WASHINGTON — President Donald Trump announced Thursday the results of a missile defense review that he said would update a decades-old system and protect the United States from emerging threats — adopting a Cold War stance while also promoting futuristic ambitions with his much-touted Space Force.
At the Pentagon, Trump said the strategy would help deter hostile states — including Iran, which he said “is a much different country” now than when he took office.
“Our goal is simple: to ensure that we can detect and destroy any missile launched against the United States anywhere, any time, any place.”
Known as the Missile Defense Review, the strategy was originally planned for release last year, but was delayed. The changes mark the first update to the policy since a 2010 review by the Obama administration.
Trump also offered condolences to the families of four Americans killed in Syria a day earlier and lashed out at Democrats in Congress for refusing to fund a border wall — the central issue that has prompted the government shutdown.
The missile defenses expansion would make new investments in technologies, with a goal of countering strides in nuclear arms and missiles in Iran, North Korea, Russia and China and other potentially hostile states.
“We have some very bad players out there,” Trump said. “We’re a good player. But we can be far worse than anybody if need be.”
The gargantuan effort to shield the nation from missile strikes is often said to start in 1983 with President Ronald Reagan’s “Star Wars” program. Over the decades, the United States has spent more than $300 billion on the anti-missile goal, according to Stephen I. Schwartz, a military cost expert.
The program is costly because the technical aim is so difficult. Warheads fired by intercontinental missiles zip along at more than 4 miles a second. The military, notwithstanding much effort, has found it extraordinarily difficult to destroy the speeding targets.
Currently, the nation’s anti-missile corps relies on a relatively simple approach that uses ground-based interceptors. They race skyward and release speeding projectiles meant to destroy incoming warheads by force of impact — what experts call hitting a bullet with a bullet.
The method has demonstrated fair performance against short-range threats, which move relatively slowly. In 2004, the Bush administration began deploying a bullet-on-bullet system in Alaska and California to defend against North Korean warheads.

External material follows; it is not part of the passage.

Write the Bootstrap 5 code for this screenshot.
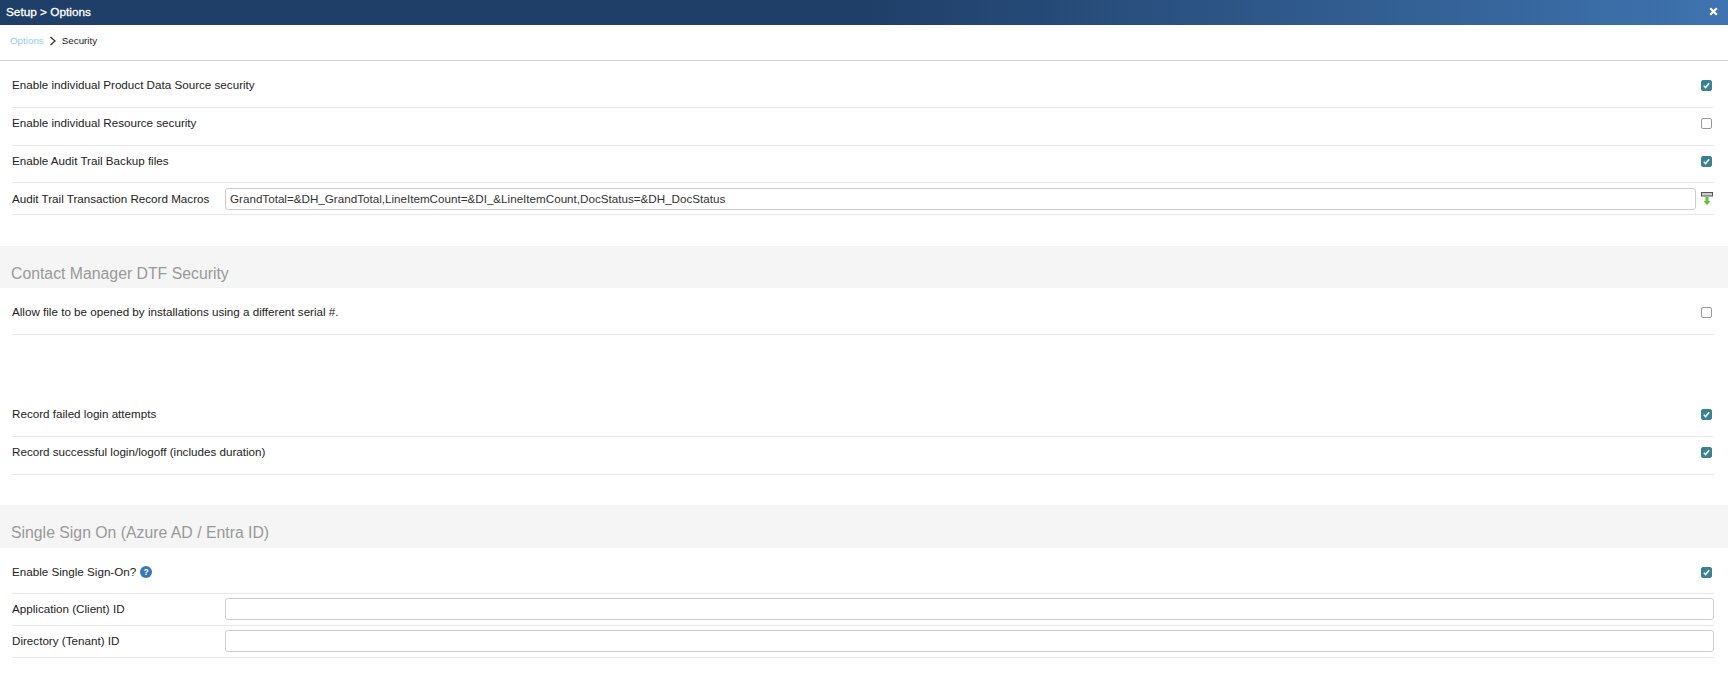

Since then, the system has undergone 10 costly flight tests against mock warheads. Five of the tests failed, giving it an overall success rate of 50 percent. The most recent test, in May 2017, successfully smashed the mock target to smithereens.
Russia has emerged as perhaps the greatest threat as it develops a range of next-generation missile systems. In 2014, Washington formally accused Moscow of breaching an arms treaty by developing and deploying a prohibited weapon.
Although Russia has consistently denied any violation, the Trump administration told Moscow in October that it is leaving the landmark treaty.
The riddle behind the developments is how to find the most secure balance for the nation between arms-control treaties and antimissile weapons. The Trump administration is moving rapidly to put new emphasis on unilateral defense.
Trump’s visit to the Pentagon lands at an awkward moment.
Congress is questioning his decision to withdraw all U.S. troops from Syria, a move that even Republican allies like Sen. Lindsey Graham of South Carolina have said would “lead to devastating consequences for our nation, the region, and throughout the world.”
Trump’s appearance at the Pentagon will also be his first since the former defense secretary, Jim Mattis, resigned from the administration in a rebuke of Trump’s decision to withdraw troops from Syria. Mattis’ departure sent shock waves across the globe and through his department. Trump has yet to nominate a permanent replacement. Patrick M. Shanahan, the former deputy defense secretary, is serving in the role on an acting basis.
Trump’s request for more money for missiles also comes in the midst of the longest government shutdown in U.S. history, as 800,000 federal workers have not been paid in almost four weeks, and the president has no immediate plans to end the political standoff with Democrats on Capitol Hill.